What the task asks:
Make an exact copy of the lines, leaving the pictures out.

+++ Data

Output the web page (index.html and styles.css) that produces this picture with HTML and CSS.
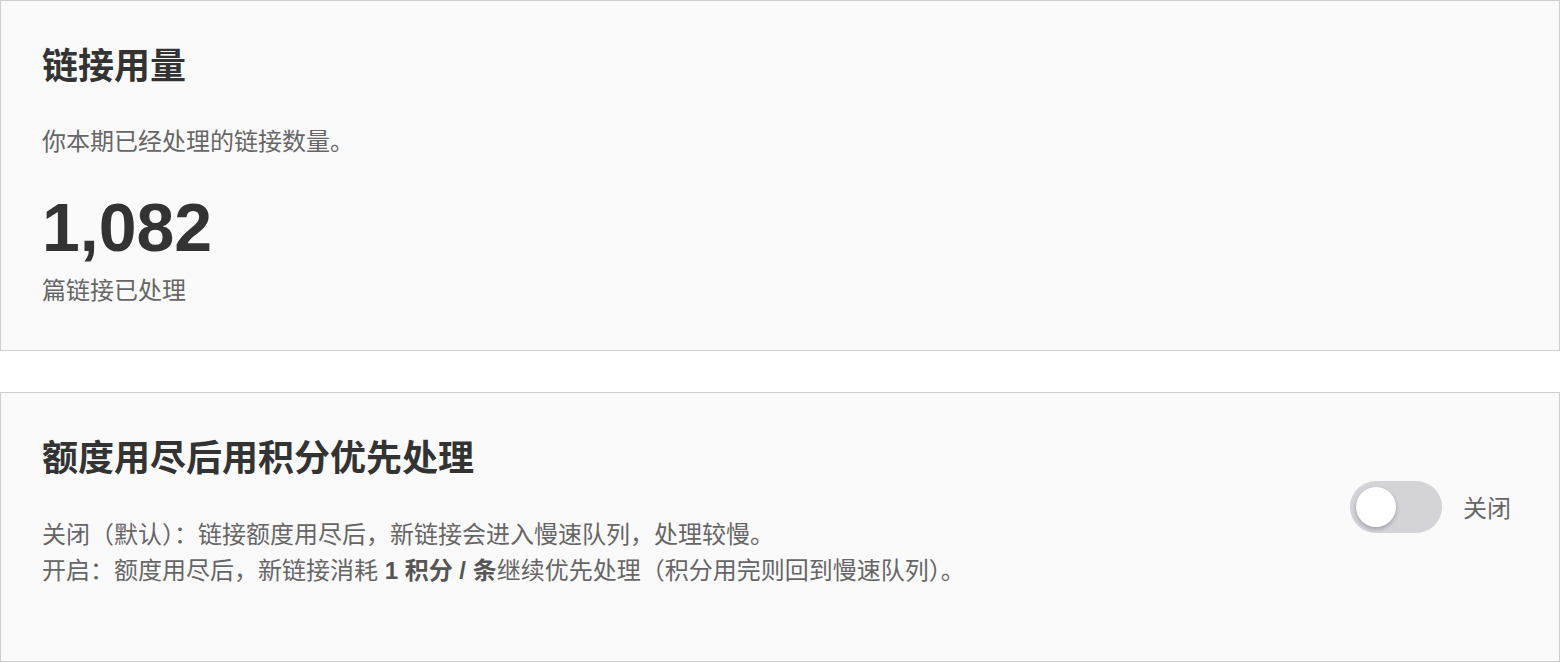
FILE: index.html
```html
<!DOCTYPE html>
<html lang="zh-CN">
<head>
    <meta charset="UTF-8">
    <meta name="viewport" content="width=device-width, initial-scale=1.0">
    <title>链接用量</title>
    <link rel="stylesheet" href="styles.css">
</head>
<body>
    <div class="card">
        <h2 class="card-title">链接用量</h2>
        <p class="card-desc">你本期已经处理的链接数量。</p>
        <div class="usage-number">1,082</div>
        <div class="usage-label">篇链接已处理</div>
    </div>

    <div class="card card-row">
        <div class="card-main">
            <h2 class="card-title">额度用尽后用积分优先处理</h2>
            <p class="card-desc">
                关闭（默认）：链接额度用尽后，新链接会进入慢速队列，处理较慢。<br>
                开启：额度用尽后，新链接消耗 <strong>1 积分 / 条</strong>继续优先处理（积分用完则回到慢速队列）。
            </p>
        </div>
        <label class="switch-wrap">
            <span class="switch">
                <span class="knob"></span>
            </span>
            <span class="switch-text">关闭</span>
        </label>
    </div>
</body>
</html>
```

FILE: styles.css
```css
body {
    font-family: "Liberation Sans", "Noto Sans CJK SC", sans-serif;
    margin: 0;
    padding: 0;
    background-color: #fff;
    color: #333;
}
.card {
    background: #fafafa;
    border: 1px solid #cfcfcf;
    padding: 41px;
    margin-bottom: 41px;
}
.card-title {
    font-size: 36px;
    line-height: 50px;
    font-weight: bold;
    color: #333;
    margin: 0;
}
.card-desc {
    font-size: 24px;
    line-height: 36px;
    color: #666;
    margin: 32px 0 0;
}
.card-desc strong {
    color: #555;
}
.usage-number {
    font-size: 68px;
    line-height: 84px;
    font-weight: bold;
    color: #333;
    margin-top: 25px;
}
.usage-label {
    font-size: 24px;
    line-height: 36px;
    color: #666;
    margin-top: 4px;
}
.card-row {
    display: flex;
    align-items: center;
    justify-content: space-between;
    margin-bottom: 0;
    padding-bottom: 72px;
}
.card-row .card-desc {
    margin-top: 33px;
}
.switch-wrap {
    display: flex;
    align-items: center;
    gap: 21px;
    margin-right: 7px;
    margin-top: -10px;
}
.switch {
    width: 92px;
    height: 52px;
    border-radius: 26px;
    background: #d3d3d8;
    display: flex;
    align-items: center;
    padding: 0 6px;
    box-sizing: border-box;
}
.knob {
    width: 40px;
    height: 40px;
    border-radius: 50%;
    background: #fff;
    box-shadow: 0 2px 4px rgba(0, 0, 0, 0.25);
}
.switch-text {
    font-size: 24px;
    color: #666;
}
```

++++++

Worked solution:
Output the web page (index.html and styles.css) that produces this picture with HTML and CSS.
FILE: index.html
```html
<!DOCTYPE html>
<html lang="zh-CN">
<head>
    <meta charset="UTF-8">
    <meta name="viewport" content="width=device-width, initial-scale=1.0">
    <title>链接用量</title>
    <link rel="stylesheet" href="styles.css">
</head>
<body>
    <div class="card">
        <h2 class="card-title">链接用量</h2>
        <p class="card-desc">你本期已经处理的链接数量。</p>
        <div class="usage-number">1,082</div>
        <div class="usage-label">篇链接已处理</div>
    </div>

    <div class="card card-row">
        <div class="card-main">
            <h2 class="card-title">额度用尽后用积分优先处理</h2>
            <p class="card-desc">
                关闭（默认）：链接额度用尽后，新链接会进入慢速队列，处理较慢。<br>
                开启：额度用尽后，新链接消耗 <strong>1 积分 / 条</strong>继续优先处理（积分用完则回到慢速队列）。
            </p>
        </div>
        <label class="switch-wrap">
            <span class="switch">
                <span class="knob"></span>
            </span>
            <span class="switch-text">关闭</span>
        </label>
    </div>
</body>
</html>
```

FILE: styles.css
```css
body {
    font-family: "Liberation Sans", "Noto Sans CJK SC", sans-serif;
    margin: 0;
    padding: 0;
    background-color: #fff;
    color: #333;
}
.card {
    background: #fafafa;
    border: 1px solid #cfcfcf;
    padding: 41px;
    margin-bottom: 41px;
}
.card-title {
    font-size: 36px;
    line-height: 50px;
    font-weight: bold;
    color: #333;
    margin: 0;
}
.card-desc {
    font-size: 24px;
    line-height: 36px;
    color: #666;
    margin: 32px 0 0;
}
.card-desc strong {
    color: #555;
}
.usage-number {
    font-size: 68px;
    line-height: 84px;
    font-weight: bold;
    color: #333;
    margin-top: 25px;
}
.usage-label {
    font-size: 24px;
    line-height: 36px;
    color: #666;
    margin-top: 4px;
}
.card-row {
    display: flex;
    align-items: center;
    justify-content: space-between;
    margin-bottom: 0;
    padding-bottom: 72px;
}
.card-row .card-desc {
    margin-top: 33px;
}
.switch-wrap {
    display: flex;
    align-items: center;
    gap: 21px;
    margin-right: 7px;
    margin-top: -10px;
}
.switch {
    width: 92px;
    height: 52px;
    border-radius: 26px;
    background: #d3d3d8;
    display: flex;
    align-items: center;
    padding: 0 6px;
    box-sizing: border-box;
}
.knob {
    width: 40px;
    height: 40px;
    border-radius: 50%;
    background: #fff;
    box-shadow: 0 2px 4px rgba(0, 0, 0, 0.25);
}
.switch-text {
    font-size: 24px;
    color: #666;
}
```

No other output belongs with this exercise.